Entertaining things he does: Run fast

Boring things he does: Generally look like he’s never seen a baseball bat before

Verdict: If Jackson keeps at this pace, he’ll rise (fall?) in these rankings. But he gets a little benefit of the doubt due to his past. I loved watching Jackson before he became a Giant. His hitting approach was always fun, his speed was stellar, and he was good for some highlight steals and defensive plays.

Now that’s mostly gone, and, I’ll have to check Fangraphs on this, but I believe he strikes out more than once per at-bat.

4. Josh Osich

Entertaining things he does: Allow enough runs that it’s occasionally amusing

Boring things he does: Allow enough runs that it’s not amusing at all

Verdict: Josh Osich, the person, seems great. Josh Osich, the reliever, seems lost. Lost relievers are not fun to watch. Except when they’re on the opposing team, which Osich is not.

3. Kelby Tomlinson

Entertaining things he does: Run fast, play professional baseball despite not looking like someone who would play professional baseball

Boring things he does: Hit the ball with a negative exit velocity

Verdict: High ceiling players are fun. It’s great to know that when, say, Pablo Sandoval enters the batter’s box, that he may smash a ball into the water.

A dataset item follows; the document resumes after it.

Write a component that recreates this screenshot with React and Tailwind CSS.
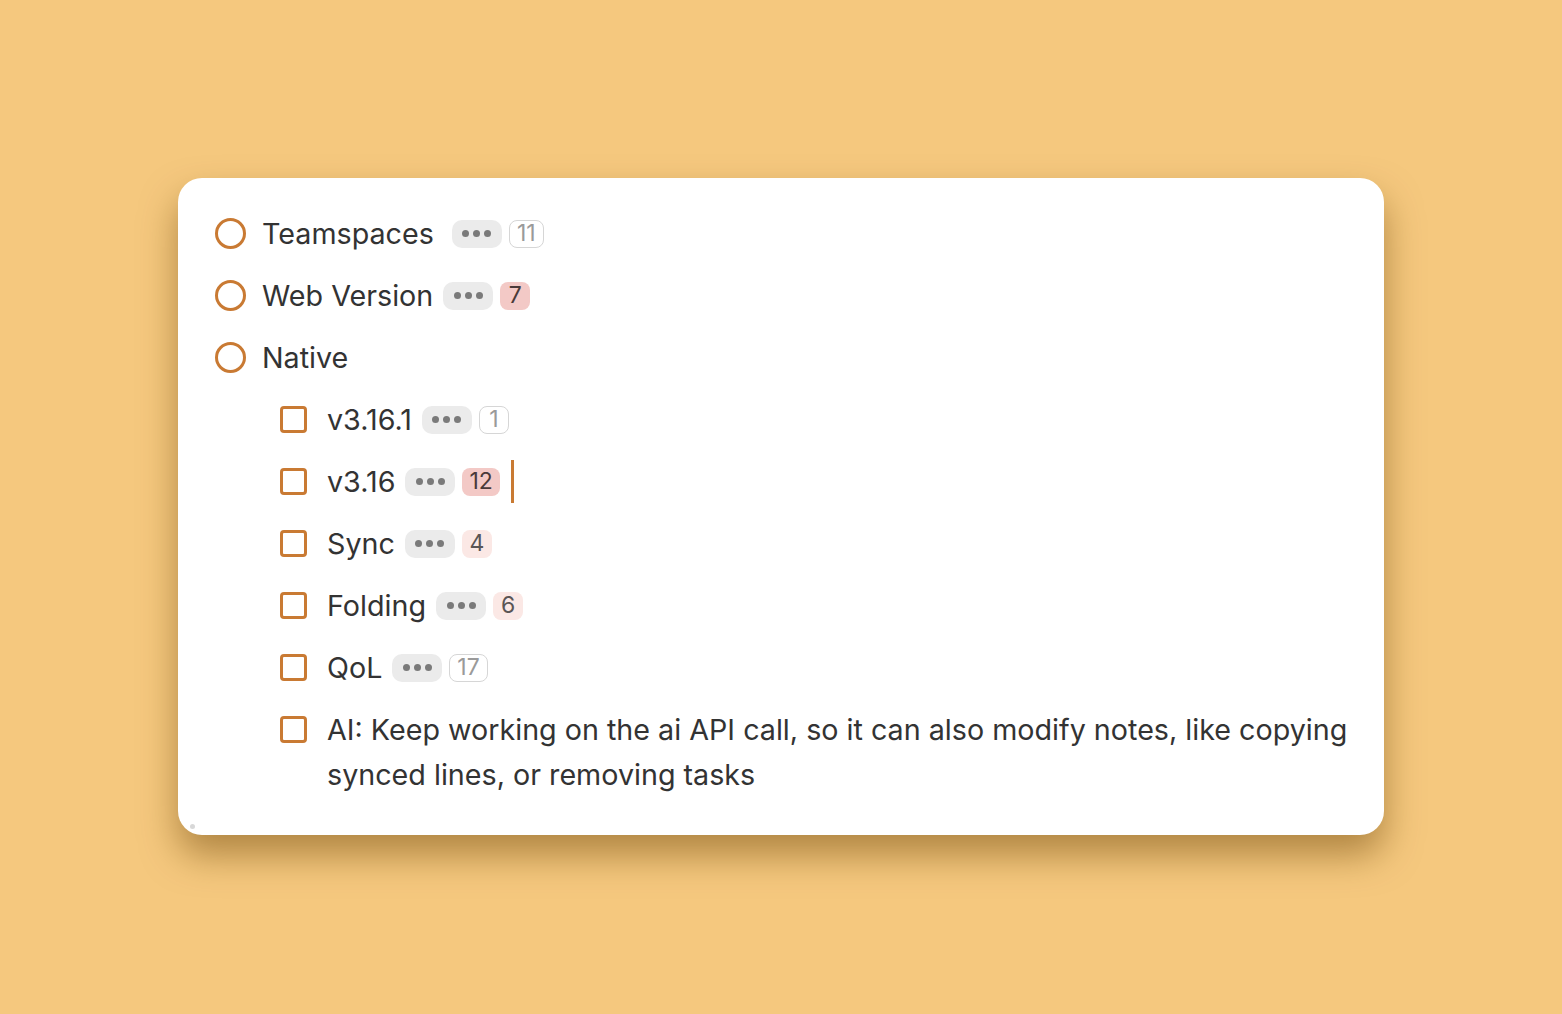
import React from "react";

const items = [
  { text: "Teamspaces", kind: "circle", count: "11", tone: "outline", extraGap: true },
  { text: "Web Version", kind: "circle", count: "7", tone: "red" },
  { text: "Native", kind: "circle" },
  { text: "v3.16.1", kind: "box", count: "1", tone: "outline" },
  { text: "v3.16", kind: "box", count: "12", tone: "red", cursor: true },
  { text: "Sync", kind: "box", count: "4", tone: "pink" },
  { text: "Folding", kind: "box", count: "6", tone: "pink" },
  { text: "QoL", kind: "box", count: "17", tone: "outline" },
  {
    text: "AI: Keep working on the ai API call, so it can also modify notes, like copying synced lines, or removing tasks",
    kind: "box",
  },
];

function Dots() {
  return (
    <span className="inline-flex h-[28px] w-[50px] items-center justify-center gap-[4px] rounded-[10px] bg-[#ebebeb]">
      <span className="h-[7px] w-[7px] rounded-full bg-[#7a7a7a]"></span>
      <span className="h-[7px] w-[7px] rounded-full bg-[#7a7a7a]"></span>
      <span className="h-[7px] w-[7px] rounded-full bg-[#7a7a7a]"></span>
    </span>
  );
}

function Count({ value, tone }) {
  const styles = {
    outline: "border-[1.5px] border-[#d6d6d6] text-[#9a9a9a]",
    red: "bg-[#f3c9c6] text-[#4a3a3a]",
    pink: "bg-[#fbe8e5] text-[#5a5555]",
  };
  return (
    <span
      className={
        "inline-flex h-[28px] min-w-[30px] items-center justify-center rounded-[8px] px-[7px] text-[23px] leading-none " +
        styles[tone]
      }
    >
      {value}
    </span>
  );
}

function Row({ item }) {
  const nested = item.kind === "box";
  return (
    <div className={"flex items-start " + (nested ? "pl-[102px]" : "pl-[37px]")}>
      <div className="flex h-[45px] w-[47px] shrink-0 items-center">
        {item.kind === "circle" ? (
          <span className="h-[31px] w-[31px] rounded-full border-[3px] border-[#c97a33]"></span>
        ) : (
          <span className="h-[27px] w-[27px] rounded-[4px] border-[3px] border-[#c97a33]"></span>
        )}
      </div>
      {item.count ? (
        <div className="flex h-[45px] items-center text-[28.7px] leading-[45px] text-[#333333]">
          <span>{item.text}</span>
          <span className={"flex items-center gap-[7px] " + (item.extraGap ? "ml-[18px]" : "ml-[10px]")}>
            <Dots />
            <Count value={item.count} tone={item.tone} />
            {item.cursor && <span className="ml-[4px] h-[43px] w-[3px] bg-[#c97a33]"></span>}
          </span>
        </div>
      ) : (
        <div className="pr-[20px] text-[28.7px] leading-[45px] text-[#333333]">{item.text}</div>
      )}
    </div>
  );
}

export default function App() {
  return (
    <div className="flex min-h-[1014px] w-full items-start justify-center bg-[#f5c87e] pt-[178px] font-['Inter','Noto_Sans',sans-serif]">
      <div className="relative w-[1206px] rounded-[24px] bg-white pb-[38px] pt-[33px] shadow-[0_20px_36px_rgba(110,70,10,0.5)]">
        <div className="flex flex-col gap-[17px]">
          {items.map((item, i) => (
            <Row key={i} item={item} />
          ))}
        </div>
        <span className="absolute bottom-[6px] left-[12px] h-[5px] w-[5px] rounded-full bg-[#d8d8d8]"></span>
      </div>
    </div>
  );
}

When Kelby Tomlinson comes to the plate, the absolute best case scenario is that he’ll hit a seeing eye soft line drive that somehow squeezes past the first baseman, that the right fielder will then misplay and bobble, allowing Tomlinson to take third.

Tomlinson is like those little bags of complimentary snacks they give you on airplanes. Even when they’re good, there’s just not much there.

2. Pierce Johnson

Entertaining things he does: Sexual name, graphic name, complete sentence name

Boring things he does: Pitch

Verdict: If you’ve ever experienced “Pierce Johnson” the sentence, you surely remember it. It was certainly memorable, for better or probably for worse. But experiencing “Pierce Johnson” the player is not memorable.

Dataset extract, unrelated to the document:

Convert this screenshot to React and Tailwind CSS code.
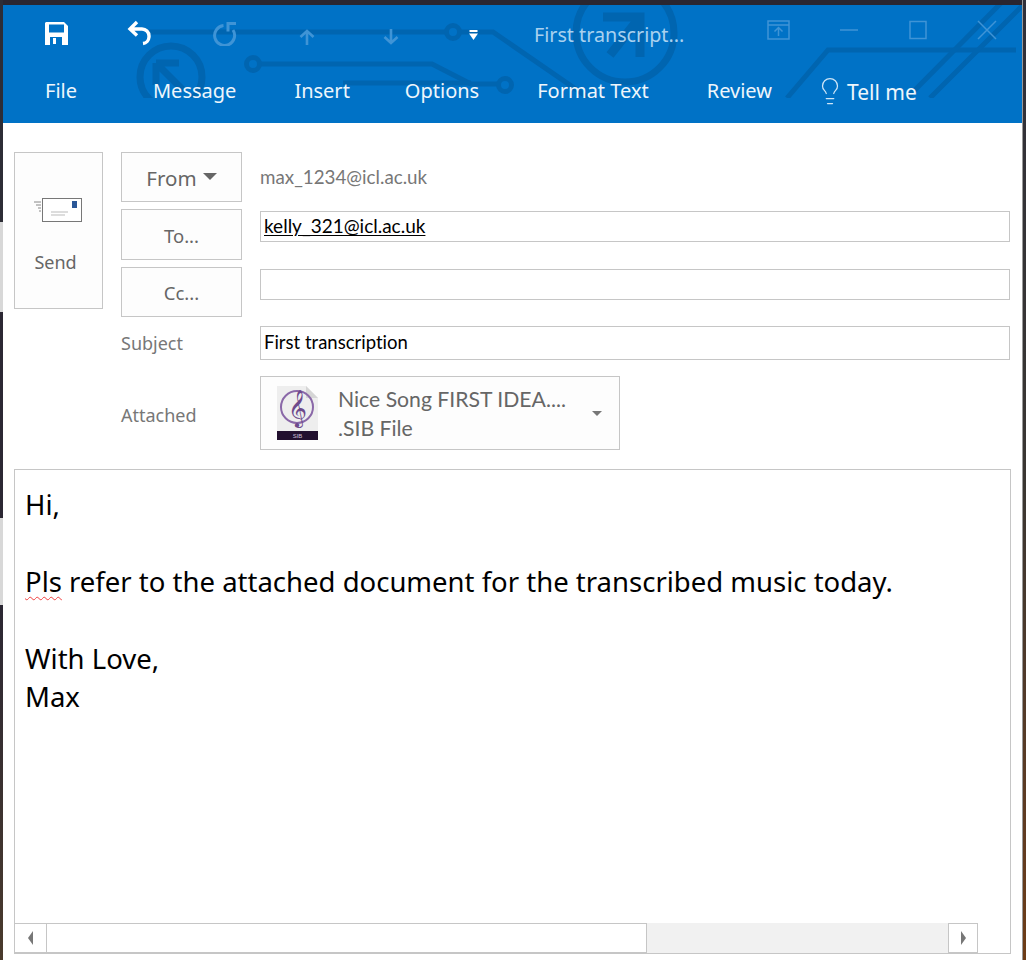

But according to the internets (note: when googling this particular baseball player, I recommend first going to Baseball Reference or Fangraphs and using the search bar. Do not just google his name. Do not do it. And if you do it, put your safe search on.), Johnson has pitched more than 30 innings already this year. I don’t remember them, but he has nearly as many walks as strikeouts, and he has more earned runs than either, so . . . yeah.

1. Ty Blach

Entertaining things he does: Destroy the Dodgers, have a career .875 OPS against Clayton Kershaw

Boring things he does: Everything else

Verdict: Ty Blach is the living embodiment of a nondescript baseball player. He has a full arsenal of mediocre pitches, and no kill pitch. He strikes out a mere 4.73 batters per nine innings. His 4.04 ERA is neither good enough, nor bad enough to be entertaining.

I mean, I don’t really feel like I have to explain this one. He’s Ty Blach. He looks like a nondescript baseball player. His name sounds like a nondescript baseball player. He is a nondescript baseball player. He is the nondescript baseball player.